Suffice it to say that "Disturbingly Informative" is an entirely apt tagline. I made it through the conjoined twins, the wall of skulls, the wax model samples of encephalitis and other infections, and the rows upon rows of babies in jars, but when we got to the tumors and skin diseases, Lara and I both agreed we'd seen about enough. Oh, and also, surprisingly, we said, "I'm hungry. How about lunch?" and we headed off for a cheesesteak at Jim's.
Are you tired of my lengthy play-by-play yet? Don't worry. I assure you; I am almost done. Most of the rest of the afternoon was spent posing as and near statues and public art, because I am apparently six years old and that sort of thing is still amusing to me. Luckily Lara is still six years old as well, so we had great fun with it, obviously.
That last one, of course, is the Rocky statue outside the Philadelphia Museum of Art, where I had to
run the steps just like Rocky did. There are 72 of them, in case you are curious. Perhaps that will help you out in a game of bar trivia some day.
We finished off the day with a tasty Thai meal in Lara and Rob's neighborhood and then retired to their gorgeous old house in Manyunk, where I nearly died when I forgot Rob's warning that the bathroom is the BROWN door, not the GREEN one. "Be sure you don't open the green door!" he stressed when they first gave me the tour around their house. I thought maybe they just didn't want me to see that their basement was haunted (or possibly is where they store illicit substances), but it turns out it's just an abrupt and unexpected pit of death. So. Should ever you visit Rob and Lara, word to the wise: BROWN door, not green. Remember that.
After my luckily not-fatal fall, we had some more wine and played some more games, which is when I discovered that Lara is not only a Wii bowling savant but an unbeatable Boggle pro as well. People, I swear to you, I am tremendous at Boggle. I think most of my real-life friends will attest to that. But Lara could beat
Peggy Hill in Boggle tournament play. It was a humbling experience that was good for me, I suppose ("This must be what it's like for
other people when they play Boggle with
me," I said), but not so secretly I'm actually a little glad Lara lives so far away, so I don't have to face her as competition again any time soon.
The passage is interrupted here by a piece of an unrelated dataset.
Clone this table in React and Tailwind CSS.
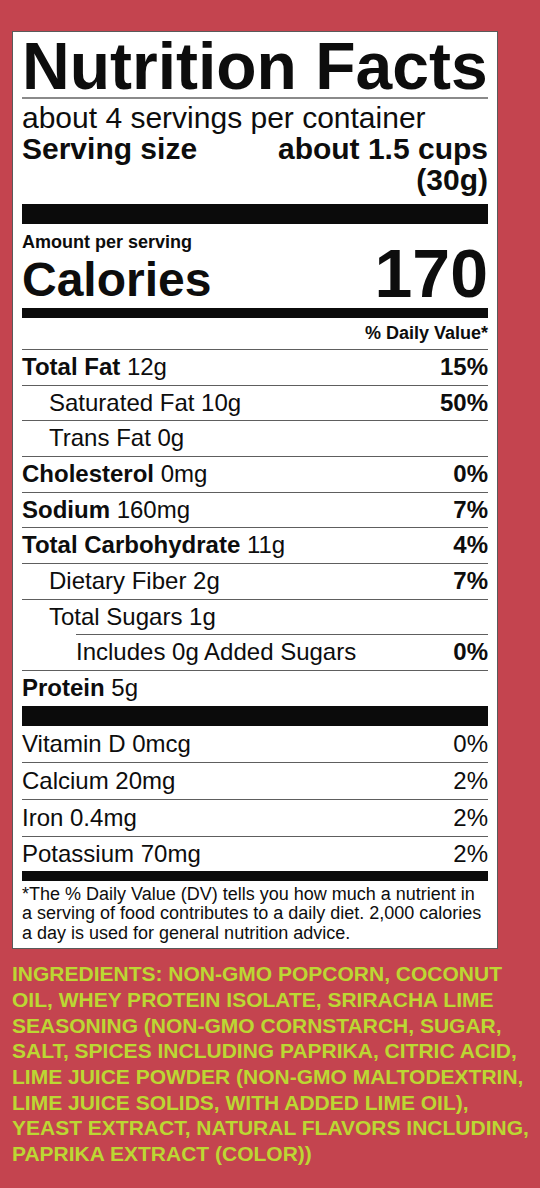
const nutrients = [
  { name: "Total Fat", amount: "12g", dv: "15%", bold: true },
  { name: "Saturated Fat", amount: "10g", dv: "50%", indent: 1 },
  { name: "Trans Fat", amount: "0g", indent: 1 },
  { name: "Cholesterol", amount: "0mg", dv: "0%", bold: true },
  { name: "Sodium", amount: "160mg", dv: "7%", bold: true },
  { name: "Total Carbohydrate", amount: "11g", dv: "4%", bold: true },
  { name: "Dietary Fiber", amount: "2g", dv: "7%", indent: 1 },
  { name: "Total Sugars", amount: "1g", indent: 1 },
  { name: "Includes 0g Added Sugars", dv: "0%", indent: 2 },
  { name: "Protein", amount: "5g", bold: true },
];

const vitamins = [
  { name: "Vitamin D 0mcg", dv: "0%" },
  { name: "Calcium 20mg", dv: "2%" },
  { name: "Iron 0.4mg", dv: "2%" },
  { name: "Potassium 70mg", dv: "2%" },
];

function NutrientRow({ row }) {
  // indent 2 moves the divider line in as well
  const wrap =
    row.indent === 2
      ? "ml-[54px]"
      : row.indent === 1
      ? "pl-[27px]"
      : "";
  return (
    <div className={`flex justify-between border-t border-[#5e5e5e] text-[24px] leading-[34.67px] ${wrap}`}>
      <span>
        {row.bold ? <span className="font-bold">{row.name}</span> : row.name}
        {row.amount && <span> {row.amount}</span>}
      </span>
      {row.dv && <span className="font-bold">{row.dv}</span>}
    </div>
  );
}

export default function App() {
  return (
    <div className="min-h-screen w-full bg-[#c4444f] pt-[31px] font-['Liberation_Sans',Arial,sans-serif] text-[#0d0d0d]">
      {/* label */}
      <div className="ml-[12px] w-[486px] border border-[#5a5a5a] bg-white px-[9px] pb-[5px]">
        <h1 className="border-b-2 border-[#8a8a8a] pt-[3px] text-[66px] font-bold leading-[62px]">
          Nutrition Facts
        </h1>

        <div className="pt-[3px] text-[30px] leading-[31px]">
          <p>about 4 servings per container</p>
          <div className="flex justify-between font-bold">
            <span>Serving size</span>
            <span className="text-right">
              about 1.5 cups
              <br />
              (30g)
            </span>
          </div>
        </div>

        <div className="mt-[9px] h-[20px] bg-[#0b0b0b]" />

        <div className="flex items-end justify-between font-bold">
          <div>
            <p className="pt-[8px] text-[18px] leading-[20px]">Amount per serving</p>
            <p className="text-[48px] leading-[56px]">Calories</p>
          </div>
          <span className="text-[68px] leading-[69px]">170</span>
        </div>

        <div className="h-[10px] bg-[#0b0b0b]" />

        <p className="pt-[5px] pb-[6px] text-right text-[18px] font-bold leading-[20px]">
          % Daily Value*
        </p>

        {nutrients.map((row) => (
          <NutrientRow key={row.name} row={row} />
        ))}

        <div className="h-[20px] bg-[#0b0b0b]" />

        {vitamins.map((v, i) => (
          <div
            key={v.name}
            className={`flex justify-between text-[24px] ${
              i === vitamins.length - 1
                ? "leading-[34px]"
                : "border-b border-[#5e5e5e] leading-[36px]"
            }`}
          >
            <span>{v.name}</span>
            <span>{v.dv}</span>
          </div>
        ))}

        <div className="h-[10px] bg-[#0b0b0b]" />

        <p className="pt-[4px] text-[18px] leading-[19.5px]">
          *The % Daily Value (DV) tells you how much a nutrient in a serving of food
          contributes to a daily diet. 2,000 calories a day is used for general
          nutrition advice.
        </p>
      </div>

      {/* ingredients */}
      <p className="mt-[12px] pl-[12px] pr-[2px] text-[21px] font-bold leading-[25.7px] text-[#bcd733]">
        INGREDIENTS: NON-GMO POPCORN, COCONUT OIL, WHEY PROTEIN ISOLATE, SRIRACHA
        LIME SEASONING (NON-GMO CORNSTARCH, SUGAR, SALT, SPICES INCLUDING PAPRIKA,
        CITRIC ACID, LIME JUICE POWDER (NON-GMO MALTODEXTRIN, LIME JUICE SOLIDS,
        WITH ADDED LIME OIL), YEAST EXTRACT, NATURAL FLAVORS INCLUDING, PAPRIKA
        EXTRACT (COLOR))
      </p>
    </div>
  );
}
And that about wraps up the trip, I think. I had a fantastic time meeting everybody and like I said, I am sad that I can't go hang out with them again next week. I very much hope this blogger meet-up was not the last. Meanwhile, I'll be brushing up on my skillz with my
electronic Boggle and killing time reading all the books I acquired from my generous and bookwormy friends. When I left on Friday, I had
one book with me (the one that's been in my sidebar entirely longer than it should be). When I returned yesterday, I had crammed
ten more in my luggage and carry-on. I'd better get reading, hadn't I?
Thanks, Noelle and Lara, for giving me ten more reasons to stay up too late. Thank you NPW, Chris, Lara, and Rob for your generous hospitality in your fair cities. And thanks to all of you plus Red for being just as awesome in person as I'd hoped.